Dejan Nikolić (Дејан Николић; born July 1, 1979) is a politician in Serbia. He has served in the National Assembly of Serbia since 2008 as a member of the Democratic Party.

==Early life and career==
Nikolić was born in Sokobanja, then part of the Socialist Republic of Serbia in the Socialist Federal Republic of Yugoslavia. He graduated from the University of Niš Faculty of Sport and Physical Education and subsequently became a professor in the same department. He is the president of the Democratic Party's municipal committee in Sokobanja.

==Political career==
Nikolić was first elected to the National Assembly in the 2008 Serbian parliamentary election. He received the 149th position on the Democratic Party's For a European Serbia electoral list and was included in the Democratic Party's assembly delegation when the list won 102 mandates. (From 2000 to 2011, parliamentary mandates were awarded to sponsoring parties or coalitions rather than to individual candidates, and it was common practice for the mandates to be distributed out of numerical order. Nikolić's relatively low position on the list, which was in any event mostly alphabetical, had no bearing on his selection to serve in the assembly.) The Democratic Party became the dominant force in a new coalition government that was formed after the election, and Nikolić served as part of its parliamentary majority. In 2009, he hosted members of the Ohio Army National Guard in a local basketball tournament in Sokobanja.

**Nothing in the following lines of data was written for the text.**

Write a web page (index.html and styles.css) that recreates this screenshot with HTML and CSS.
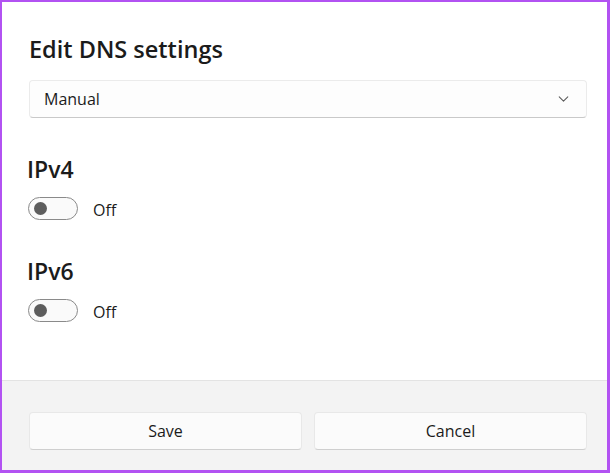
FILE: index.html
```html
<!DOCTYPE html>
<html>
<head>
<meta charset="utf-8">
<link rel="stylesheet" href="styles.css">
</head>
<body>
<div class="dialog">
  <div class="content">
    <h1 class="title">Edit DNS settings</h1>
    <div class="select">
      <span class="select-value">Manual</span>
      <svg class="chevron" width="12" height="7" viewBox="0 0 12 7"><path d="M1 1 L6 6 L11 1" fill="none" stroke="#5a5a5a" stroke-width="1.2" stroke-linecap="round" stroke-linejoin="round"/></svg>
    </div>
    <section class="group">
      <h2 class="group-title">IPv4</h2>
      <div class="toggle-row">
        <span class="toggle"><span class="knob"></span></span>
        <span class="toggle-label">Off</span>
      </div>
    </section>
    <section class="group">
      <h2 class="group-title">IPv6</h2>
      <div class="toggle-row">
        <span class="toggle"><span class="knob"></span></span>
        <span class="toggle-label">Off</span>
      </div>
    </section>
  </div>
  <div class="footer">
    <button class="btn">Save</button>
    <button class="btn">Cancel</button>
  </div>
</div>
</body>
</html>
```

FILE: styles.css
```css
html, body {
  margin: 0;
  padding: 0;
}
body {
  font-family: "Open Sans", "Noto Sans", sans-serif;
  color: #1b1b1b;
  background: #fff;
}
.dialog {
  width: 610px;
  height: 473px;
  box-sizing: border-box;
  border-style: solid;
  border-color: #b252f2;
  border-width: 2px 3px 3px 2px;
  display: flex;
  flex-direction: column;
  background: #fff;
}
.content {
  flex: 1;
  padding: 32px 20px 0 25px;
}
.title {
  margin: 0 0 0 2px;
  font-size: 23.5px;
  font-weight: 600;
  line-height: 30px;
  color: #1b1b1b;
}
.select {
  margin: 16px 0 0 2px;
  height: 38px;
  box-sizing: border-box;
  border: 1px solid #ebebeb;
  border-bottom-color: #c9c9c9;
  border-radius: 4px;
  background: #fdfdfd;
  display: flex;
  align-items: center;
  justify-content: space-between;
  padding: 0 17px 0 14px;
}
.select-value {
  font-size: 16px;
  color: #1b1b1b;
}
.chevron {
  display: block;
  width: 11px;
  height: 6px;
}
.group {
  margin-top: 36px;
}
.group-title {
  margin: 0;
  font-size: 23px;
  font-weight: 600;
  line-height: 30px;
}
.toggle-row {
  display: flex;
  align-items: flex-start;
  margin: 13px 0 0 1px;
}
.toggle {
  width: 50px;
  height: 23px;
  box-sizing: border-box;
  border: 1px solid #8a8a8a;
  border-radius: 12px;
  background: #fafafa;
  display: flex;
  align-items: center;
  padding-left: 5px;
}
.knob {
  width: 13px;
  height: 13px;
  border-radius: 50%;
  background: #5d5d5d;
}
.toggle-label {
  margin-left: 15px;
  font-size: 16px;
  height: 23px;
  line-height: 27px;
  color: #1b1b1b;
}
.footer {
  height: 90px;
  box-sizing: border-box;
  border-top: 1px solid #e3e3e3;
  background: #f3f3f3;
  display: flex;
  gap: 12px;
  padding: 31px 20px 0 27px;
}
.btn {
  flex: 1;
  height: 38px;
  box-sizing: border-box;
  border: 1px solid #e8e8e8;
  border-bottom-color: #cfcfcf;
  border-radius: 4px;
  background: #fbfbfb;
  font-family: "Open Sans", "Noto Sans", sans-serif;
  font-size: 16px;
  color: #1b1b1b;
  padding: 0;
}
```
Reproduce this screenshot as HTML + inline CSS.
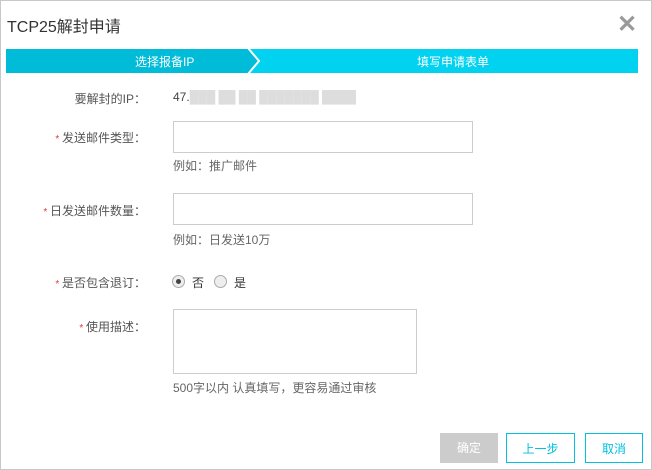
<!DOCTYPE html>
<html><head><meta charset="utf-8"><style>
body{margin:0;width:652px;height:470px;overflow:hidden;background:#fff;font-family:"Liberation Sans","Noto Sans CJK SC",sans-serif;}
.box{position:absolute;left:0;top:0;width:650px;height:468px;border:1px solid #c8c8c8;}
.t{position:absolute;font-size:12px;color:#333;white-space:nowrap;}
.lab{position:absolute;font-size:12px;color:#555;text-align:right;width:146px;left:0;white-space:nowrap;}
.lab b{color:#e4393c;font-weight:normal;font-size:10px;}
.in{position:absolute;border:1px solid #ccc;background:#fff;}
.hint{position:absolute;font-size:12px;color:#666;white-space:nowrap;}
.btn{position:absolute;top:433px;height:30px;line-height:30px;text-align:center;font-size:12px;box-sizing:border-box;}
.r{position:absolute;width:11px;height:11px;border-radius:50%;border:1px solid #aaa;background:#eee;top:275px;}
</style></head><body>
<div class="box"></div>
<div class="t" style="left:7px;top:13px;font-size:16px;color:#333;">TCP25解封申请</div>
<div class="t" style="left:617px;top:10px;font-size:24px;color:#999;font-weight:bold;">✕</div>
<svg style="position:absolute;left:6px;top:49px" width="632" height="24">
<rect x="0" y="0" width="632" height="24" fill="#00d2f0"/>
<polygon points="0,0 242,0 252,12 242,24 0,24" fill="#00bcd8"/>
<polyline points="242,-1 253,12 242,25" fill="none" stroke="#fff" stroke-width="2"/>
</svg>
<div class="t" style="left:135px;top:53px;color:#fff;">选择报备IP</div>
<div class="t" style="left:417px;top:53px;color:#fff;">填写申请表单</div>
<div class="lab" style="top:90px;">要解封的IP：</div>
<div class="t" style="left:173px;top:90px;color:#444;">47.<span style="color:#ddd;">███ ██ ██ ███████ ████</span></div>
<div class="lab" style="top:129px;"><b>* </b>发送邮件类型：</div>
<div class="in" style="left:173px;top:121px;width:298px;height:30px;"></div>
<div class="hint" style="left:173px;top:157px;">例如：推广邮件</div>
<div class="lab" style="top:202px;"><b>* </b>日发送邮件数量：</div>
<div class="in" style="left:173px;top:193px;width:298px;height:30px;"></div>
<div class="hint" style="left:173px;top:231px;">例如：日发送10万</div>
<div class="lab" style="top:274px;"><b>* </b>是否包含退订：</div>
<div class="r" style="left:172px;"><div style="width:5px;height:5px;border-radius:50%;background:#444;margin:3px;"></div></div>
<div class="t" style="left:192px;top:274px;">否</div>
<div class="r" style="left:214px;"></div>
<div class="t" style="left:234px;top:274px;">是</div>
<div class="lab" style="top:318px;"><b>* </b>使用描述：</div>
<div class="in" style="left:173px;top:309px;width:242px;height:63px;"></div>
<div class="hint" style="left:173px;top:379px;">500字以内 认真填写，更容易通过审核</div>
<div class="btn" style="left:440px;width:58px;background:#ccc;color:#fff;">确定</div>
<div class="btn" style="left:506px;width:69px;border:1px solid #00c1de;color:#00c1de;">上一步</div>
<div class="btn" style="left:585px;width:58px;border:1px solid #00c1de;color:#00c1de;">取消</div>
</body></html>
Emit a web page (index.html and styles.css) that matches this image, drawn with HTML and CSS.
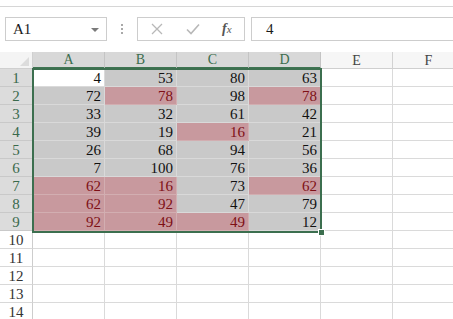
FILE: index.html
```html
<!DOCTYPE html>
<html lang="en">
<head>
  <meta charset="UTF-8">
  <title>Sheet1</title>
  <link rel="stylesheet" href="styles.css">
</head>
<body>
  <div class="ribbon"></div>

  <div class="formula-bar">
    <div class="name-box">
      <span>A1</span>
      <svg class="caret" width="8" height="5" viewBox="0 0 8 5"><path d="M0 0h8L4 4z" fill="#7a7a7a"/></svg>
    </div>
    <div class="grip"><i></i><i></i><i></i></div>
    <div class="fx-buttons">
      <svg class="fx-btn" width="12" height="12" viewBox="0 0 12 12"><path d="M1 1l10 10M11 1L1 11" stroke="#b8b8b8" stroke-width="1.3" fill="none"/></svg>
      <svg class="fx-btn" width="14" height="12" viewBox="0 0 14 12"><path d="M1 6.5l4 4 8-9" stroke="#b8b8b8" stroke-width="1.6" fill="none"/></svg>
      <span class="fx"><em>f</em><small>x</small></span>
    </div>
    <div class="formula-input">4</div>
  </div>

  <div class="sheet">
    <div class="corner"><span class="corner-tri"></span></div>
    <div class="col-head sel">A</div>
    <div class="col-head sel">B</div>
    <div class="col-head sel">C</div>
    <div class="col-head sel">D</div>
    <div class="col-head">E</div>
    <div class="col-head">F</div>

    <div class="row-head sel">1</div>
    <div class="cell active">4</div><div class="cell in">53</div><div class="cell in">80</div><div class="cell in">63</div><div class="cell"></div><div class="cell"></div>

    <div class="row-head sel">2</div>
    <div class="cell in">72</div><div class="cell bad">78</div><div class="cell in">98</div><div class="cell bad">78</div><div class="cell"></div><div class="cell"></div>

    <div class="row-head sel">3</div>
    <div class="cell in">33</div><div class="cell in">32</div><div class="cell in">61</div><div class="cell in">42</div><div class="cell"></div><div class="cell"></div>

    <div class="row-head sel">4</div>
    <div class="cell in">39</div><div class="cell in">19</div><div class="cell bad">16</div><div class="cell in">21</div><div class="cell"></div><div class="cell"></div>

    <div class="row-head sel">5</div>
    <div class="cell in">26</div><div class="cell in">68</div><div class="cell in">94</div><div class="cell in">56</div><div class="cell"></div><div class="cell"></div>

    <div class="row-head sel">6</div>
    <div class="cell in">7</div><div class="cell in">100</div><div class="cell in">76</div><div class="cell in">36</div><div class="cell"></div><div class="cell"></div>

    <div class="row-head sel">7</div>
    <div class="cell bad">62</div><div class="cell bad">16</div><div class="cell in">73</div><div class="cell bad">62</div><div class="cell"></div><div class="cell"></div>

    <div class="row-head sel">8</div>
    <div class="cell bad">62</div><div class="cell bad">92</div><div class="cell in">47</div><div class="cell in">79</div><div class="cell"></div><div class="cell"></div>

    <div class="row-head sel">9</div>
    <div class="cell bad">92</div><div class="cell bad">49</div><div class="cell bad">49</div><div class="cell in">12</div><div class="cell"></div><div class="cell"></div>

    <div class="row-head">10</div>
    <div class="cell"></div><div class="cell"></div><div class="cell"></div><div class="cell"></div><div class="cell"></div><div class="cell"></div>

    <div class="row-head">11</div>
    <div class="cell"></div><div class="cell"></div><div class="cell"></div><div class="cell"></div><div class="cell"></div><div class="cell"></div>

    <div class="row-head">12</div>
    <div class="cell"></div><div class="cell"></div><div class="cell"></div><div class="cell"></div><div class="cell"></div><div class="cell"></div>

    <div class="row-head">13</div>
    <div class="cell"></div><div class="cell"></div><div class="cell"></div><div class="cell"></div><div class="cell"></div><div class="cell"></div>

    <div class="row-head">14</div>
    <div class="cell"></div><div class="cell"></div><div class="cell"></div><div class="cell"></div><div class="cell"></div><div class="cell"></div>

    <!-- selection outline A1:D9 -->
    <div class="selection"><span class="fill-handle"></span></div>
  </div>
</body>
</html>
```

FILE: styles.css
```css
* {
  box-sizing: border-box;
}
body {
  margin: 0;
  width: 453px;
  height: 319px;
  overflow: hidden;
  background: #fff;
  font-family: "Liberation Serif", serif;
  font-size: 15px;
  color: #1a1a1a;
}

.ribbon {
  height: 7px;
  border-bottom: 1px solid #d6d6d6;
}

/* formula bar */
.formula-bar {
  display: flex;
  align-items: center;
  height: 24px;
  margin-top: 10px;
  padding-left: 5px;
}
.name-box {
  display: flex;
  align-items: center;
  justify-content: space-between;
  width: 102px;
  height: 24px;
  padding: 1px 7px 0 7px;
  border: 1px solid #cdcdcd;
  font-size: 15px;
}
.caret {
  margin-top: 1px;
}
.grip {
  display: flex;
  flex-direction: column;
  gap: 2px;
  margin: 0 14px 0 14px;
}
.grip i {
  display: block;
  width: 2px;
  height: 2px;
  background: #a9a9a9;
}
.fx-buttons {
  display: flex;
  align-items: center;
  width: 108px;
  height: 24px;
  padding-left: 13px;
  border: 1px solid #cdcdcd;
}
.fx-btn {
  margin-right: 23px;
}
.fx-btn + .fx-btn {
  margin-right: 22px;
}
.fx {
  font-style: italic;
  font-size: 14px;
  color: #555;
}
.fx em {
  font-weight: bold;
}
.fx small {
  font-size: 11px;
}
.formula-input {
  flex: 1;
  height: 24px;
  margin-left: 6px;
  margin-right: -4px;
  padding: 3px 0 0 14px;
  border: 1px solid #cdcdcd;
  font-size: 15px;
}

/* grid */
.sheet {
  position: relative;
  display: grid;
  grid-template-columns: 33px repeat(6, 72px);
  grid-template-rows: 17px repeat(14, 18px);
  margin-top: 11px;
}
.corner {
  position: relative;
  background: #f4f4f4;
  border-right: 1px solid #d0d0d0;
  border-bottom: 1px solid #cfcfcf;
}
.corner-tri {
  position: absolute;
  right: 3px;
  bottom: 2px;
  width: 0;
  height: 0;
  border-left: 9px solid transparent;
  border-bottom: 9px solid #dcdcdc;
}
.col-head {
  display: flex;
  align-items: center;
  justify-content: center;
  padding-top: 1px;
  background: #f6f6f6;
  border-right: 1px solid #d2d2d2;
  border-bottom: 1px solid #cfcfcf;
  color: #444;
  font-size: 14px;
  line-height: 1;
}
.col-head.sel {
  background: #d8d8d8;
  border-right-color: #c4c4c4;
  border-bottom: 2px solid #3f7452;
  color: #3c6e4e;
}
.row-head {
  display: flex;
  align-items: center;
  justify-content: center;
  padding-top: 1px;
  background: #fff;
  border-right: 1px solid #cdcdcd;
  border-bottom: 1px solid #d8d8d8;
  color: #333;
  font-size: 15px;
}
.row-head.sel {
  background: #dcdcdc;
  border-bottom-color: #c9c9c9;
  color: #3a6a4c;
}
.cell {
  display: flex;
  align-items: center;
  justify-content: flex-end;
  padding: 1px 3px 0 0;
  border-right: 1px solid #dadada;
  border-bottom: 1px solid #dadada;
  font-size: 15px;
  color: #111;
}
.cell.in {
  background: #c9c9c9;
  border-color: #d9d9d9;
}
.cell.bad {
  background: #c8999e;
  border-color: #d2aeb1;
  color: #7e1016;
}
.cell.active {
  background: #fff;
}

.selection {
  position: absolute;
  left: 32px;
  top: 16px;
  width: 290px;
  height: 165px;
  border: 2px solid #3c6f4f;
  pointer-events: none;
}
.fill-handle {
  position: absolute;
  right: -5px;
  bottom: -5px;
  width: 7px;
  height: 7px;
  background: #3c6f4f;
  border: 1px solid #fff;
}
```
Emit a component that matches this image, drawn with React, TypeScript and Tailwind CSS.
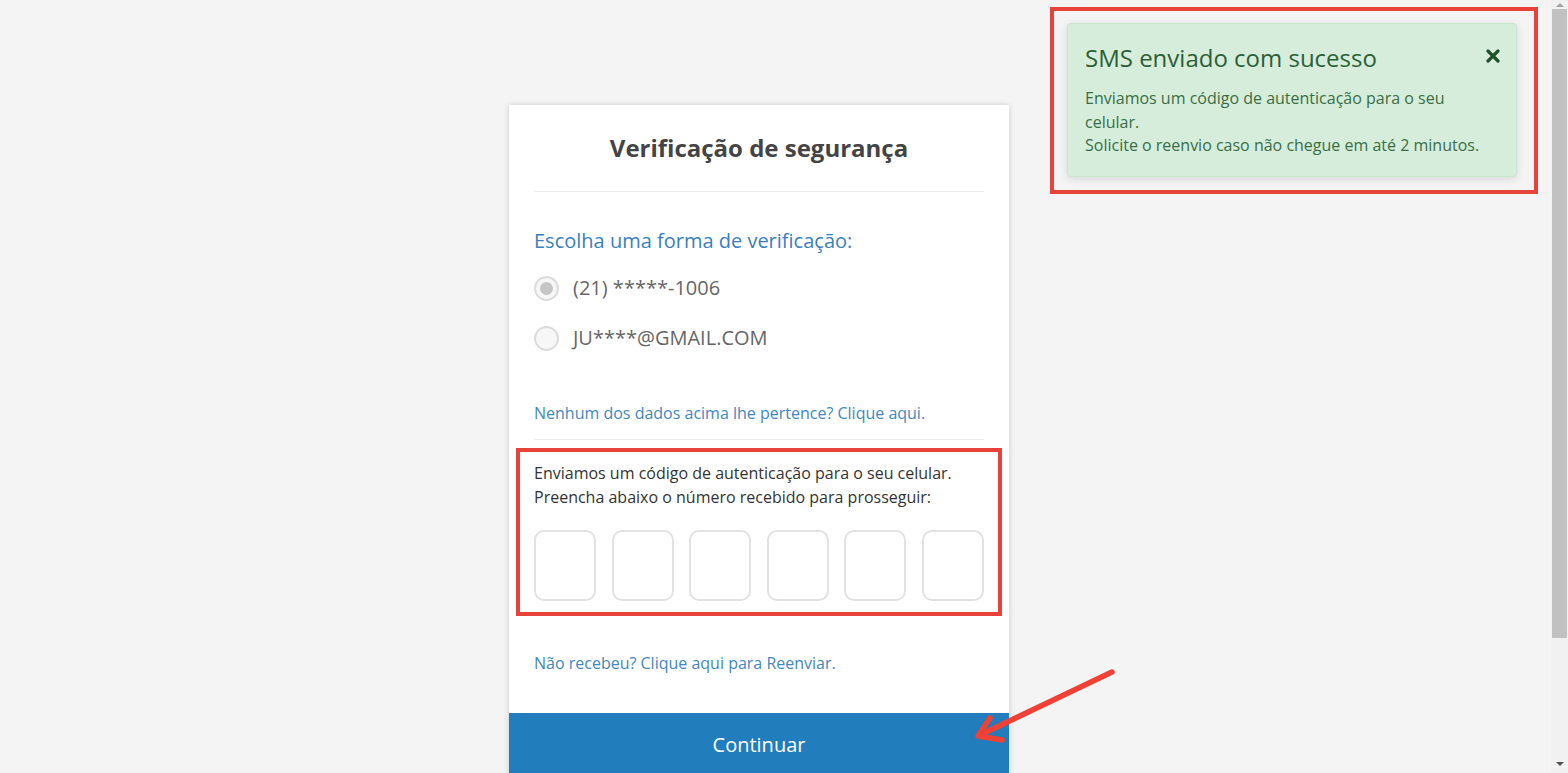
import React from 'react';

// caixas do código de verificação
const codeSlots = [0, 1, 2, 3, 4, 5];

function Radio({ checked, label }: { checked?: boolean; label: string }) {
  return (
    <label className="flex h-[50px] items-center gap-[14px]">
      <span className="flex h-[25px] w-[25px] items-center justify-center rounded-full border-2 border-[#dcdcdc] bg-[#f7f7f7]">
        {checked && <span className="h-[13px] w-[13px] rounded-full bg-[#c6c6c6]" />}
      </span>
      <span className="text-[20px] text-[#666]">{label}</span>
    </label>
  );
}

function Toast() {
  return (
    <div className="absolute left-[1050px] top-[7px] h-[187px] w-[488px] border-4 border-[#e8433a] pl-[13px] pt-[12px]">
      <div className="w-[450px] rounded-[4px] border border-[#c9e6cf] bg-[#d5edda] px-[17px] pb-[18px] pt-[18px] shadow-[0_2px_8px_rgba(0,0,0,0.12)]">
        <div className="flex items-center justify-between">
          <h3 className="text-[24px] leading-[32px] text-[#2c5f38]">SMS enviado com sucesso</h3>
          <svg width="14" height="14" viewBox="0 0 14 14" className="mr-[-1px] mt-[-5px]">
            <path d="M2 2 L12 12 M12 2 L2 12" stroke="#1f5229" strokeWidth="3.2" strokeLinecap="round" />
          </svg>
        </div>
        <p className="mt-[13px] max-w-[400px] text-[16px] leading-[23.5px] text-[#3b6d46]">
          Enviamos um código de autenticação para o seu celular.
          <br />
          Solicite o reenvio caso não chegue em até 2 minutos.
        </p>
      </div>
    </div>
  );
}

function Scrollbar() {
  return (
    <div className="flex w-[17px] flex-col items-center bg-[#f1f1f1]">
      <div className="flex h-[9px] items-center justify-center">
        <span className="h-0 w-0 border-x-[4px] border-b-[4px] border-x-transparent border-b-[#a3a3a3]" />
      </div>
      <div className="h-[629px] w-[15px] bg-[#c1c1c1]" />
      <div className="flex-1" />
      <div className="flex h-[18px] items-center justify-center">
        <span className="h-0 w-0 border-x-[4px] border-t-[4px] border-x-transparent border-t-[#505050]" />
      </div>
    </div>
  );
}

export default function App() {
  return (
    <div className="flex h-[773px] w-[1568px] overflow-hidden bg-[#f4f4f4] font-['Open_Sans',sans-serif]">
      <main className="relative flex-1 pl-[509px] pt-[105px]">
        {/* cartão */}
        <section className="w-[500px] bg-white shadow-[0_0_6px_rgba(0,0,0,0.16)]">
          <div className="px-[25px]">
            <h1 className="pt-[25px] text-center text-[24px] font-bold leading-[36px] text-[#444]">
              Verificação de segurança
            </h1>
            <hr className="mt-[25px] border-[#eeeeee]" />

            <p className="mt-[34px] text-[20px] leading-[30px] text-[#3a80bd]">Escolha uma forma de verificação:</p>
            <div className="mt-[7px]">
              <Radio checked label="(21) *****-1006" />
              <Radio label="JU****@GMAIL.COM" />
            </div>

            <a className="mt-[38px] block text-[16px] leading-[24px] text-[#4287c2]">
              Nenhum dos dados acima lhe pertence? Clique aqui.
            </a>
            <hr className="mt-[14px] border-[#eeeeee]" />

            {/* destaque vermelho */}
            <div className="-mx-[18px] mt-[8px] border-4 border-[#e8433a] px-[14px] pb-[11px] pt-[9px]">
              <p className="text-[16px] leading-[24px] text-[#333]">
                Enviamos um código de autenticação para o seu celular.
                <br />
                Preencha abaixo o número recebido para prosseguir:
              </p>
              <div className="mt-[21px] flex justify-between">
                {codeSlots.map((i) => (
                  <div key={i} className="h-[71px] w-[62px] rounded-[10px] border-2 border-[#e2e2e2] bg-white" />
                ))}
              </div>
            </div>

            <a className="mt-[35px] block text-[16px] leading-[24px] text-[#4287c2]">
              Não recebeu? Clique aqui para Reenviar.
            </a>
          </div>

          <button className="mt-[38px] flex h-[64px] w-full items-center justify-center bg-[#217dbb] text-[20px] text-white">
            Continuar
          </button>
        </section>

        <Toast />

        {/* seta */}
        <svg className="absolute left-[960px] top-[650px]" width="170" height="100" viewBox="0 0 170 100">
          <path
            d="M152 22 L18 86 M30 68 L18 86 L42 90"
            fill="none"
            stroke="#ef4136"
            strokeWidth="5.5"
            strokeLinecap="round"
            strokeLinejoin="round"
          />
        </svg>
      </main>
      <Scrollbar />
    </div>
  );
}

Serbia's electoral system was reformed in 2011, such that parliamentary mandates were awarded in numerical order to candidates on successful lists. Nikolić received the forty-sixth position on the Democratic Party's Choice for a Better Life list in the 2012 parliamentary election and was re-elected when the list won sixty-seven mandates. The Serbian Progressive Party and the Socialist Party of Serbia formed a new coalition government after the election, and the Democratic Party moved into opposition. In October 2012, Nikolić was elected as a vice-president of the Democratic Party.

Nikolić was promoted to the sixteenth position on the Democratic Party's list in the 2014 election and the fourteenth position in the 2016 election and was re-elected on both occasions, when the party respectively won nineteen and sixteen mandates. The Democratic Party has remained in opposition during this time. Nikolić is the deputy chair of the assembly's environmental protection committee; a member of the committee on the economy, regional development, trade, tourism, and energy; a deputy member of the health and family committee; and a member of the parliamentary friendship groups with Azerbaijan, France, Germany, Italy, Saudi Arabia, the United Kingdom, and the United States of America. He is also a member of an informal environmentalist "green group" in the assembly.